Progetto Refiber: a Trieste sotto la lente fine vita e recupero delle vecchie barche

L’idea è adottare la “Responsabilità estesa del produttore” per la gestione dell’intero ciclo di utilizzo

Giulia Basso

A Trieste, come nella stragrande maggioranza delle città di mare, ci sono fin troppe barche abbandonate nei prati e nei giardini del Carso, e sono solo la punta visibile di un iceberg. Dei sei milioni di barche, prevalentemente piccole, che compongono il parco nautico italiano, ogni anno sono 80 mila quelle a fine vita e solo duemila vengono riciclate. Una riflessione su questi numeri fa capire come sia indispensabile costruire una filiera che affronti, per modificarlo, l’intero processo che va dalla costruzione al fine vita delle imbarcazioni.

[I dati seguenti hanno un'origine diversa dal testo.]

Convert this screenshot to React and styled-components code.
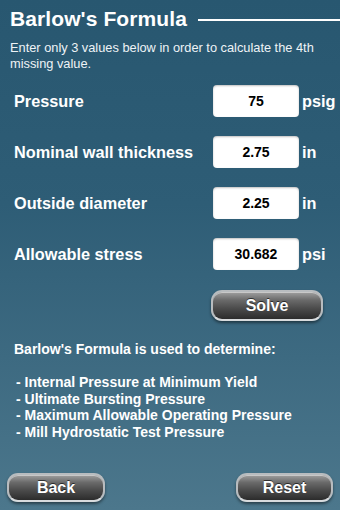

È l’obiettivo al centro del progetto Refiber, nato dalla collaborazione tra la pmi Innovando Srl e Area Science Park, con il cofinanziamento del sistema Argo.

Refiber vuole dare una risposta concreta ai problemi ambientali ed economici legati alla dismissione di scafi in vetroresina: se non vengono abbandonate, le imbarcazioni finiscono in discarica nel 90% dei casi. Un problema che si intende gestire coinvolgendo tutti gli attori del processo produttivo, oltre ai ricercatori e ai legislatori.

Confindustria Nautica, per affrontare la questione, sta creando un Comitato per la sostenibilità che coinvolga tutto il mondo della nautica nell’individuazione di soluzioni, che vanno dalla ricerca su nuovi biocompositi a quella sul riciclaggio dell’esistente, passando per una completa revisione del processo di progettazione, che deve orientarsi su barche che possano essere disassemblate. «Anche a fronte della difficoltà crescente di reperimento delle materie prime e dell’impennata dei relativi costi, nel caso italiano, in cui la blue economy rappresenta un fattore competitivo di prim’ordine, la nautica dev’essere tra i settori che trainano il processo di sviluppo di un’economia circolare», sostiene Marcello Guaiana, coordinatore dei progetti di Economia circolare di Area Science Park.

Con Refiber si studia la fattibilità tecnico-economica e legislativa di una filiera del riciclo. Perché va bene concentrarsi sui procedimenti chimico fisici per trattare i materiali, che sono a buon punto, ma bisogna pensare alla navigazione d’avvicinamento a quest’ultimo miglio. Perciò le proposte, messe nero su bianco sul sito di Refiber, sono legate a un cambiamento del quadro normativo: l’idea è quella di allargare anche a questo settore la “Responsabilità estesa del produttore” (Epr). Basandosi sul principio di “chi inquina paga”, l’Epr è considerata dall’Ue una policy ambientale adatta per la gestione del prodotto nel suo intero ciclo di vita. È già applicata, con ottimi risultati, per la raccolta e gestione di prodotti come i Raee (rifiuti di apparecchiature elettriche ed elettroniche), i pneumatici e i veicoli fuori uso, le pile e gli accumulatori. Perciò l’intenzione è di promuovere un decreto Epr sulle imbarcazioni, allineandolo con aspettative e necessità dei produttori.